The type-identical combination of aluminum/aluminum or copper/copper is simpler to control by way of the cohesive joining method than the fusion welding of type-dissimilar combinations aluminum/copper on account of the intermetallic phase that forms, and owing to the different coefficients of thermal expansion of aluminum and copper.

In order to avoid the formation of intermetallic phases it is absolutely necessary to melt precisely defined proportions by mass of the two material aluminum and copper in the melting bath. This is preferably possible by means of the laser method, which can be controlled very precisely and introduces locally delimited heat.

In a first embodiment variant of the solution proposed according to the invention, a pin of preferably round geometry composed of a material A is inserted into a connector produced from a material B and is locally melted by means of laser radiation being coupled in. In this case, the material of the connector, i.e. the material B, is preferably plated with the material A of the pin.

Preferably, the pin material used is the material having the lower melting point, usually aluminum, wherein the connector material is the material having the higher melting point, generally copper. Aluminum roll-clad copper materials are known from the prior art. Furthermore, the aluminum coating can also be applied locally to the copper connection.

The connection of a pin produced from copper to a connector composed of aluminum is more critical, since the heat dissipation and the thermal properties with regard to the melting point of aluminum and copper are less favorable.

This technique for the connection of two materials having greatly different melting points is the subject of DE 103 59 564 B4.

If the hole in the connector is coated with the material A, i.e. the pin material, internally in the hole on the inner side of an opening, thus of a hole, for example, then the pin can also be countersunk in the hole. In this method, the basic material of the connector is not melted or is only insignificantly incipiently melted. The connection is effected by the incipient melting of the pin material onto the connector coating on the inner side of the opening through which the pin extends.

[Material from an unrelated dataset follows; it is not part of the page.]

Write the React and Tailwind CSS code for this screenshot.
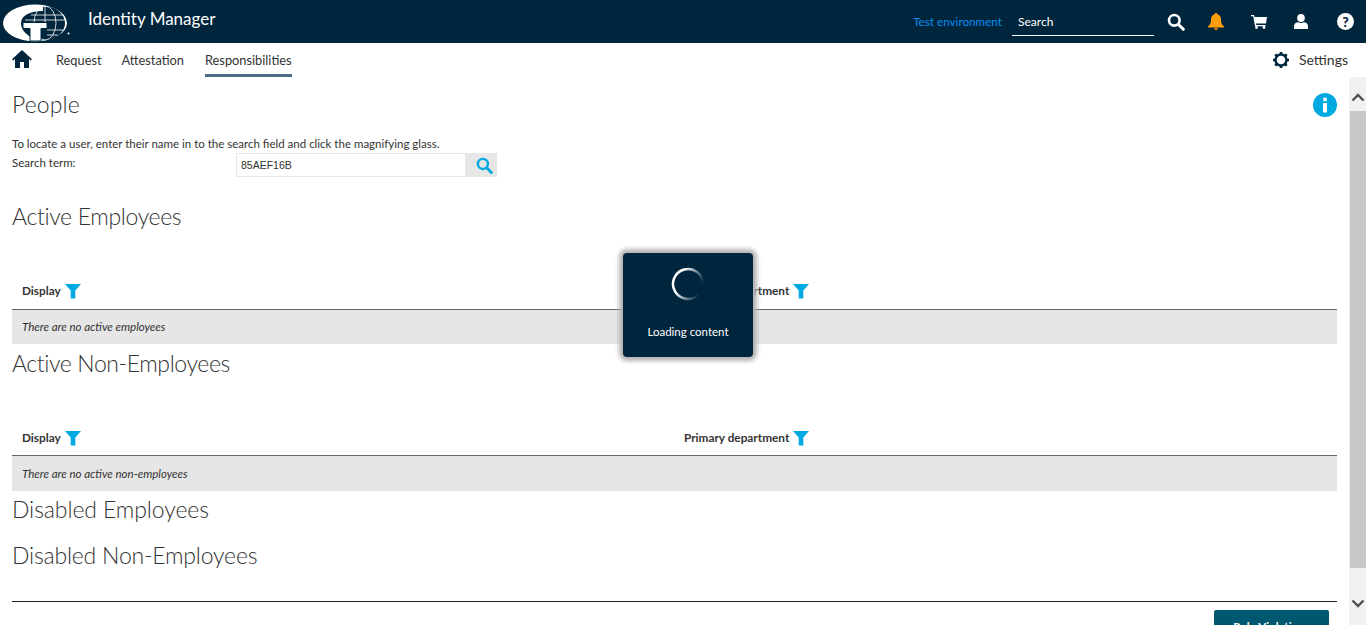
import React from "react";

const Funnel = () => (
  <svg width="16" height="16" viewBox="0 0 16 16" className="ml-[4px] shrink-0">
    <path d="M0 1h16L10.300 7.500V15.500H5.700V7.500Z" fill="#00a9e0" />
  </svg>
);

const Logo = () => (
  <svg width="70" height="43" viewBox="0 0 70 43" className="shrink-0">
    <ellipse cx="34" cy="23" rx="32" ry="18.500" fill="#fff" />
    <path d="M42 11C30 11 20 15 20 23c0 6 4 10 8 13 4 3 10 4 16 4 11 0 20-8 20-17 0-9-9-16.500-20-16.500h-2Z" fill="#00263e" />
    <g fill="none" stroke="#fff" strokeWidth="0.800">
      <ellipse cx="44" cy="23" rx="11" ry="17" />
      <path d="M44 6v17M30 15h32M24 20h40M46 30h16M46 35h11" />
    </g>
    <path d="M22 22.500h24v6H40V41H29V28.500h-7Z" fill="#fff" stroke="#00263e" strokeWidth="1" />
    <circle cx="67.500" cy="33.500" r="1" fill="#fff" />
  </svg>
);

const Heading = ({ className = "", children }) => (
  <h2 className={`text-[23px] leading-[30px] font-light text-[#333333] ${className}`}>{children}</h2>
);

const EmptyTable = ({ message, rowClass, headClass }) => (
  <div>
    <div className={`grid grid-cols-[662px_1fr] items-center border-b border-[#666666] pl-[10px] pb-[1px] ${headClass}`}>
      <div className="flex items-center text-[11.800px] font-bold text-[#333333]">Display<Funnel /></div>
      <div className="flex items-center text-[11.800px] font-bold text-[#333333]">Primary department<Funnel /></div>
    </div>
    <div className={`bg-[#e6e6e6] px-[10px] flex items-center text-[11.500px] italic text-[#333333] ${rowClass}`}>{message}</div>
  </div>
);

export default function App() {
  return (
    <div className="relative h-[625px] w-[1366px] overflow-hidden bg-white flex flex-col font-['Lato','Noto_Sans',sans-serif] text-[#333333]">
      <header className="h-[43px] shrink-0 bg-[#00263e] flex items-center text-white">
        <div className="ml-[1px]"><Logo /></div>
        <div className="ml-[17px] mb-[5px] text-[17px]">Identity Manager</div>
        <div className="ml-auto flex items-center">
          <span className="text-[11.700px] text-[#0a8cf0]">Test environment</span>
          <div className="ml-[10px] w-[142px] h-[29px] border-b border-white px-[6px] pt-[2px] flex items-center text-[12px]">Search</div>
          <svg width="18" height="18" viewBox="0 0 18 18" className="ml-[13px]">
            <circle cx="7.300" cy="7.300" r="5.300" fill="none" stroke="#fff" strokeWidth="2.600" />
            <path d="M11.300 11.300 16.300 16.300" stroke="#fff" strokeWidth="3" strokeLinecap="round" />
          </svg>
          <svg width="16" height="17" viewBox="0 0 16 17" className="ml-[23px]">
            <path d="M8 0c1 0 1.300.7 1.300 1.300C12 2 13 4 13 7c0 3.500 1.300 5 3 6.500V14.500H0V13.500C1.700 12 3 10.500 3 7c0-3 1-5 3.700-5.700C6.700.7 7 0 8 0Z" fill="#ff9e0d" />
            <path d="M6 15.300h4a2 1.700 0 0 1-4 0Z" fill="#ff9e0d" />
          </svg>
          <svg width="16" height="15" viewBox="0 0 16 15" className="ml-[27px]">
            <path d="M0 1h3l.6 2H16l-1 6.500H5L5.300 11H14.500v1.300H4L2.200 2.300H0Z" fill="#fff" />
            <circle cx="5.500" cy="13.500" r="1.400" fill="#fff" />
            <circle cx="13" cy="13.500" r="1.400" fill="#fff" />
          </svg>
          <svg width="14" height="15" viewBox="0 0 14 15" className="ml-[27px]">
            <ellipse cx="7" cy="4" rx="3.800" ry="4" fill="#fff" />
            <path d="M0 15v-3c0-2.500 2-3.500 4-3.800 1.800 1 4.200 1 6 0 2 .3 4 1.300 4 3.800v3Z" fill="#fff" />
          </svg>
          <div className="ml-[29px] mr-[12px] h-[17px] w-[17px] rounded-full bg-white flex items-center justify-center text-[14px] font-black text-[#00263e] leading-none">?</div>
        </div>
      </header>

      <nav className="h-[34px] shrink-0 flex items-center text-[12.800px] text-[#333333]">
        <svg width="20" height="18" viewBox="0 0 20 18" className="ml-[12px] mb-[2px]">
          <path d="M10 0 20 9.300 18.700 10.500 17 9V18H12V12H8V18H3V9L1.300 10.500 0 9.300Z" fill="#00263e" />
        </svg>
        <span className="ml-[24px] mt-[2px]">Request</span>
        <span className="ml-[20px] mt-[2px]">Attestation</span>
        <div className="ml-[21px] relative h-[34px] flex items-center border-b-[3px] border-[#4a6b8a] pt-[5px]">Responsibilities</div>
        <div className="ml-auto mr-[18px] flex items-center text-[14px]">
          <svg width="16" height="16" viewBox="0 0 16 16" className="mr-[10px]">
            <circle cx="8" cy="8" r="5.500" fill="none" stroke="#00263e" strokeWidth="2.400" />
            <g stroke="#00263e" strokeWidth="2.600">
              <path d="M8 0v2.500M8 13.500V16M0 8h2.500M13.500 8H16M2.300 2.300 4 4M12 12l1.700 1.700M13.700 2.300 12 4M4 12l-1.700 1.700" />
            </g>
          </svg>
          <span className="mb-[2px]">Settings</span>
        </div>
      </nav>

      <div className="flex-1 min-h-0 flex">
        <main className="flex-1 min-w-0 pl-[12px] pr-[12px] overflow-hidden">
          <div className="flex items-start justify-between mt-[13px]">
            <Heading className="-mt-[1px] tracking-[0.1px]">People</Heading>
            <svg width="24" height="24" viewBox="0 0 24 24" className="mt-[3px]">
              <circle cx="12" cy="12" r="12" fill="#00a9e0" />
              <circle cx="12" cy="6.500" r="2" fill="#fff" />
              <rect x="10" y="10" width="4" height="9.500" fill="#fff" />
            </svg>
          </div>
          <p className="mt-[17px] text-[11.500px] leading-[16px]">To locate a user, enter their name in to the search field and click the magnifying glass.</p>
          <div className="flex items-start text-[11.500px] mt-[1px]">
            <span className="w-[224px] leading-[16px] mt-[2px]">Search term:</span>
            <div className="w-[230px] h-[24px] border border-[#e6e6e6] pl-[4px] flex items-center text-[10.500px] font-['Liberation_Sans',sans-serif] pt-[2px]">85AEF16B</div>
            <div className="w-[31px] h-[24px] bg-[#e6e6e6] flex items-center justify-center pl-[5px]">
              <svg width="17" height="17" viewBox="0 0 18 18">
                <circle cx="7.300" cy="7.300" r="5.300" fill="none" stroke="#00a9e0" strokeWidth="2.600" />
                <path d="M11.300 11.300 16.300 16.300" stroke="#00a9e0" strokeWidth="3" strokeLinecap="round" />
              </svg>
            </div>
          </div>
          <Heading className="mt-[24px] tracking-[-0.35px]">Active Employees</Heading>
          <div className="mt-[43px]">
            <EmptyTable message="There are no active employees" headClass="h-[36px]" rowClass="h-[34px]" />
          </div>
          <Heading className="mt-[4px] tracking-[-0.4px]">Active Non-Employees</Heading>
          <div className="mt-[43px]">
            <EmptyTable message="There are no active non-employees" headClass="h-[35px]" rowClass="h-[35px]" />
          </div>
          <Heading className="mt-[3px] tracking-[-0.1px]">Disabled Employees</Heading>
          <Heading className="mt-[16px] tracking-[-0.2px]">Disabled Non-Employees</Heading>
          <div className="mt-[31px] border-t border-[#222222] flex justify-end pt-[8px] pr-[8px]">
            <button className="w-[115px] h-[34px] rounded-[2px] bg-[#005870] text-white text-[11.500px] font-bold pt-[2px] flex justify-center items-start leading-[30px]">Rule Violations</button>
          </div>
        </main>
        <aside className="w-[17px] shrink-0 bg-[#f1f1f1] flex flex-col items-center">
          <div className="h-[34px] w-full flex items-end justify-center pb-[9px]">
            <svg width="14" height="9" viewBox="0 0 14 9"><path d="M1.500 7.500 7 2l5.500 5.500" fill="none" stroke="#505050" strokeWidth="2.400" /></svg>
          </div>
          <div className="h-[457px] w-full bg-[#c8c8c8] ml-[1px]" />
          <div className="flex-1 w-full flex items-start justify-center pt-[31px]">
            <svg width="14" height="9" viewBox="0 0 14 9"><path d="M1.500 1.500 7 7l5.500-5.500" fill="none" stroke="#505050" strokeWidth="2.400" /></svg>
          </div>
        </aside>
      </div>

      <div className="absolute left-[623px] top-[253px] w-[130px] h-[104px] rounded-[4px] bg-[#00263e] shadow-[0_0_4px_4px_#b4b4b4] flex flex-col items-center text-white">
        <svg width="34" height="34" viewBox="0 0 34 34" className="mt-[14px]">
          <defs>
            <linearGradient id="spin" gradientUnits="userSpaceOnUse" x1="6" y1="22" x2="27" y2="30">
              <stop offset="0" stopColor="#fff" />
              <stop offset="1" stopColor="#00263e" />
            </linearGradient>
          </defs>
          <path d="M32 17A15 15 0 1 0 27.600 27.600" fill="none" stroke="url(#spin)" strokeWidth="2.500" />
        </svg>
        <div className="mt-[23px] text-[11.500px] leading-[16px]">Loading content</div>
      </div>
    </div>
  );
}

In a further embodiment variant of the solution proposed according to the invention, a pin welded-in fitting is effected by the pin material A and the connector material B being melted. In this case, care should be taken to ensure that the mixing ratios of aluminum/copper in the melting bath result in an intermixing which does not produce any cracks or defects. It is advantageous in the case of this welding arrangement if a type-identical connection is produced, i.e. at a different contact side of the connector, which is then to be connected type-identically to the next cell. Advantageous configurations of the joining geometry are described below:

It is advantageously possible to produce a welding connection which has a ring seam or constitutes a segmented seam in conjunction with a rectangular cross section. The segmented seam has the advantage that when cracks occur in the seam, for example owing to inadequate intermixing in the melting bath, or on account of other process disturbances, the cracks can lead only to the failure of one segment, and the other segments are still available for current transmission and for ensuring strength.

In order to compensate for tolerances, it may be expedient not to connect the cross-connectors used to the pin by means of a hole, but rather to choose a slot geometry. This compensates for length tolerances and is not mechanically overdetermined.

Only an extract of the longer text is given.